Finalmente impopolare

Sostengono le cronache che la popolarità di Silvio Berlusconi sarebbe in declino. Qualche fischio, alcune manifestazioni di impazienza e, a Douville, Obama che simula un attacco di otite pur di non sorbirsi, per l’ennesima volta, la tiritera sulla dittatura dei giudici. Intendiamoci: non che Berlusconi sia diventato "impopolare" come il titolo di questa rubrica, sbrigativo, vorrebbe insinuare: semplicemente, è meno popolare di prima.

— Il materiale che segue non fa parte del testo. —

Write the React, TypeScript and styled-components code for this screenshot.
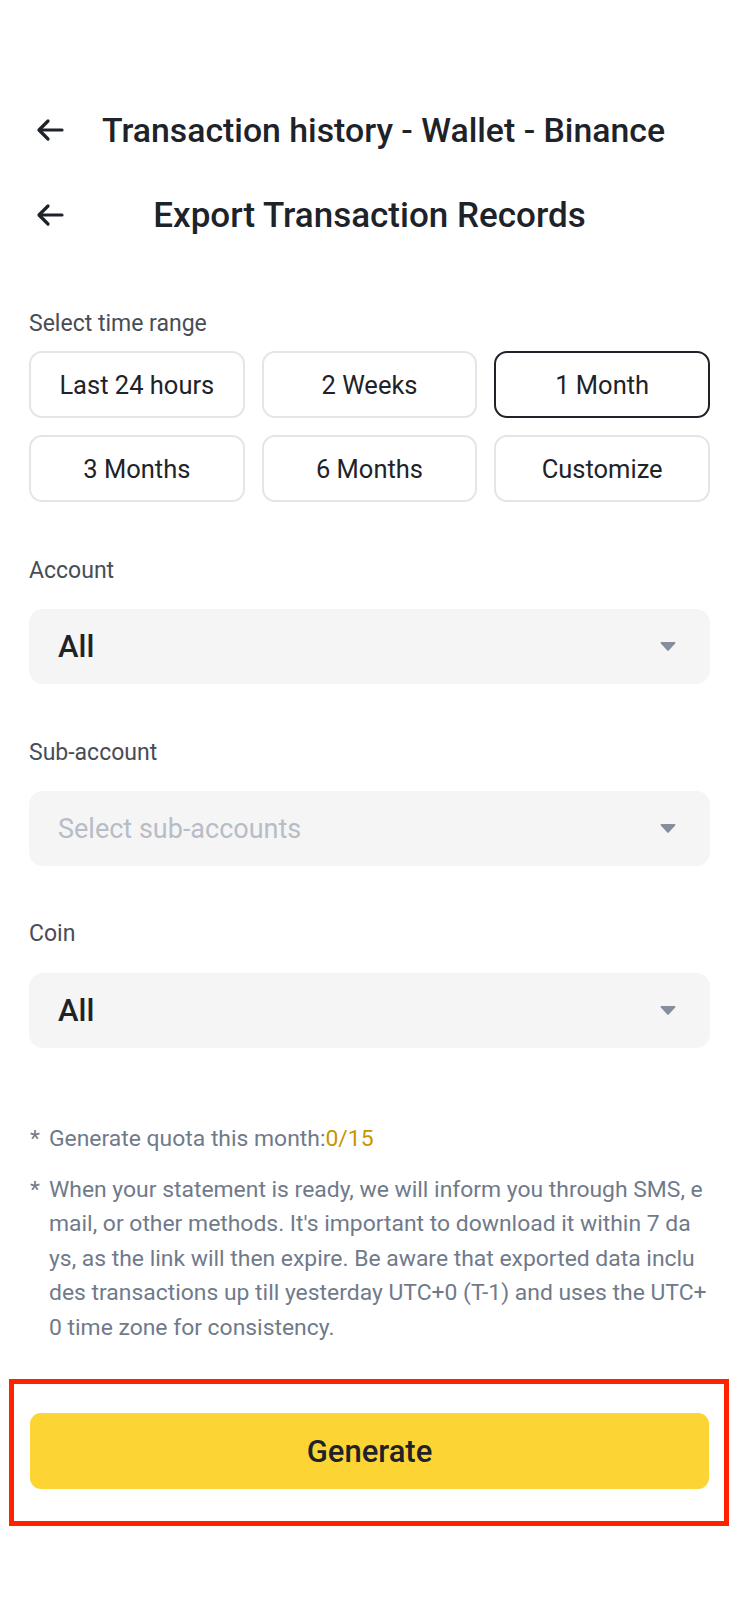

Forse, dopo 17 anni di "mi consenta", la gente non gli consente più, o gli consente meno. Ci sarebbe da stupirsi?
Il sospetto è che questa perdita di popolarità metta Berlusconi in ambasce, lo faccia soffrire, gli rovini l’umore e lo renda incapace di apprezzare una buona velina dopo cena come ai tempi d’oro. Se è così, a nostro modesto avviso sbaglia, perché proprio questa improvvisa ondata di impopolarità potrebbe trasformarlo, finalmente, in qualcosa di più simile a uno statista. La popolarità, infatti, non è affatto la principale caratteristica che ritroviamo nei migliori capi di governo.
Churchill, per esempio, non era "popolare": non fermava la folla quando passava per strada, non ispirava canzoni e non gli si intitolavano fan club. Se tutto ciò fosse accaduto, il primo a rammaricarsene sarebbe stato lui, che avrebbe temuto di perdere la privacy necessaria per fumarsi un sigaro in santa pace. Se non popolare, era però autorevole e, nel momento del pericolo, il Paese non ebbe esitazioni nel rivolgersi a lui. Ed egli rispose senza far ricorso a barzellette e canzoni napoletane.